Very true. I hate parties-- I’m the one in the corner playing with the dog. But I’m not in the slightest bit shy. I’m great at teaching, gave fantastic presentations when I had to in college, did plays in high school, and am great at speaking up for myself.
I’m not exactly antisocial either, I just would rather be some place with a small group than a large one. I hold my own with large groups, I just don’t enjoy it much. But I love small gatherings, especially quiet ones.
I have a good friend who is extroverted, very much. I don’t usually make good friends with people with this characteristic, but we’ve know each other for a very long time.
It almost seems like being exothermic, vs. endothermic. She really needs outside stimulation from other people. She doesn’t even like to watch TV alone. She says she really needs to be around other people. She voluntarily chose to live with roommates and in house collectives until she was married. I couldn’t wait until I could afford to live alone. In school, she took study hall as a class, because she liked studying in a room with other people doing the same thing, even when they weren’t interacting. She had trouble concentrating, she said, when she tried to study alone.
She can also sleep in public, which still amazes me. If she needed a nap during the day in college, she could lie down on a couch in one of the student lounges, and fall right asleep. People would be walking through the room, sitting on the couch across from her, in conversation, and it didn’t bother her in the slightest.
I don’t know what causes this, but it’s worth noting that she was very gifted with social skills, and eventually became a therapist. Everyone just wants to talk to her.
I have no diagnosis myself, but I come from a family that has autism, OCD and ADHD, mostly on my mother’s side, but there’s a little on my father’s side as well. Social skills was my “C” subject. I’m not a failure at it, but in no way gifted at all.
Being with people when there’s no reason, goal, or plan doesn’t come naturally to me at all. My friend, on the other hand, finds it so natural, she has trouble imagining anything else.
We’ve actually discussed this at length a couple of times. While the two of us have a lot of interests and views in common, we are so different here, it’s almost like she’s a different species.
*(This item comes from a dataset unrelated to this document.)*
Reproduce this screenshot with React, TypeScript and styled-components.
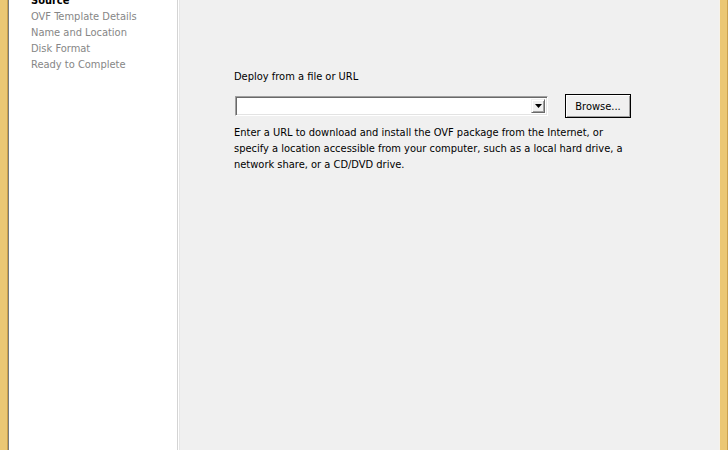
import React from "react";
import styled, { createGlobalStyle } from "styled-components";

const Global = createGlobalStyle`
  html, body { margin: 0; padding: 0; }
  body {
    width: 728px;
    height: 450px;
    overflow: hidden;
    font-family: "DejaVu Sans Condensed", "DejaVu Sans", sans-serif;
    font-size: 11px;
    color: #000;
  }
`;

const Window = styled.div`
  display: flex;
  width: 728px;
  height: 450px;
  overflow: hidden;
`;

const FrameLeft = styled.div`
  width: 7px;
  flex: none;
  background: #ebc774;
  border-right: 1px solid #c9a04e;
`;

const FrameRight = styled.div`
  width: 7px;
  flex: none;
  background: #ebc774;
  border-left: 1px solid #f6f2ea;
  border-right: 1px solid #c9a04e;
`;

const Sidebar = styled.nav`
  flex: none;
  width: 170px;
  box-sizing: border-box;
  background: #ffffff;
  border-left: 1px solid #7a7a7a;
  border-right: 1px solid #d4d4d4;
  display: flex;
  flex-direction: column;
  padding-left: 22px;
`;

const StepList = styled.ul`
  list-style: none;
  margin: -7px 0 0 0;
  padding: 0;
`;

const Step = styled.li<{ $active?: boolean }>`
  height: 16px;
  line-height: 16px;
  white-space: nowrap;
  font-weight: ${(p) => (p.$active ? "bold" : "normal")};
  color: ${(p) => (p.$active ? "#000000" : "#868686")};
`;

const Main = styled.main`
  flex: 1;
  background: #f0f0f0;
  border-left: 1px solid #ffffff;
  box-shadow: inset 1px 0 0 #e6e6e6;
  padding: 69px 0 0 55px;
  box-sizing: border-box;
  display: flex;
  flex-direction: column;
`;

const Label = styled.div`
  height: 16px;
  line-height: 16px;
`;

const InputRow = styled.div`
  display: flex;
  align-items: center;
  margin-top: 9px;
  gap: 17px;
  margin-left: 1px;
`;

const Combo = styled.div`
  width: 313px;
  height: 20px;
  box-sizing: border-box;
  background: #ffffff;
  border-top: 1px solid #a0a0a0;
  border-left: 1px solid #a0a0a0;
  border-bottom: 1px solid #ffffff;
  border-right: 1px solid #ffffff;
  box-shadow: inset 1px 1px 0 #696969, inset -1px -1px 0 #e3e3e3;
  display: flex;
  justify-content: flex-end;
  align-items: stretch;
  padding: 2px;
`;

const ComboButton = styled.div`
  width: 14px;
  box-sizing: border-box;
  background: #f0f0f0;
  border-top: 1px solid #f0f0f0;
  border-left: 1px solid #f0f0f0;
  border-right: 1px solid #696969;
  border-bottom: 1px solid #696969;
  box-shadow: inset 1px 1px 0 #ffffff, inset -1px -1px 0 #a0a0a0;
  display: flex;
  align-items: center;
  justify-content: center;
`;

const Button = styled.button`
  width: 66px;
  height: 24px;
  box-sizing: border-box;
  background: #f0f0f0;
  border: 1px solid #000000;
  box-shadow: inset 1px 1px 0 #ffffff, inset -1px -1px 0 #a0a0a0;
  font: inherit;
  color: #000;
  padding: 0;
`;

const Description = styled.p`
  margin: 7px 0 0 0;
  line-height: 16px;
  white-space: nowrap;
`;

export default function App() {
  return (
    <>
      <Global />
      <Window>
        <FrameLeft />
        <Sidebar>
          <StepList>
            <Step $active>Source</Step>
            <Step>OVF Template Details</Step>
            <Step>Name and Location</Step>
            <Step>Disk Format</Step>
            <Step>Ready to Complete</Step>
          </StepList>
        </Sidebar>
        <Main>
          <Label>Deploy from a file or URL</Label>
          <InputRow>
            <Combo>
              <ComboButton>
                <svg width="7" height="4" viewBox="0 0 7 4">
                  <path d="M0 0h7L3.5 4z" fill="#000" />
                </svg>
              </ComboButton>
            </Combo>
            <Button>Browse...</Button>
          </InputRow>
          <Description>
            Enter a URL to download and install the OVF package from the Internet, or
            <br />
            specify a location accessible from your computer, such as a local hard drive, a
            <br />
            network share, or a CD/DVD drive.
          </Description>
        </Main>
        <FrameRight />
      </Window>
    </>
  );
}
Interestingly, what my family is free of is addictions. For all the problems that have crept up, substance abuse just doesn’t seem to happen. Her family is the opposite. There’s no autism, ADHD, or other kinds of issues that might lead a person to avoid stimuli, but addiction has been a problem for a number of people. She avoided it, but of her three siblings, one went through a phase, but eventually became more temperate, and another has had serious addiction issues.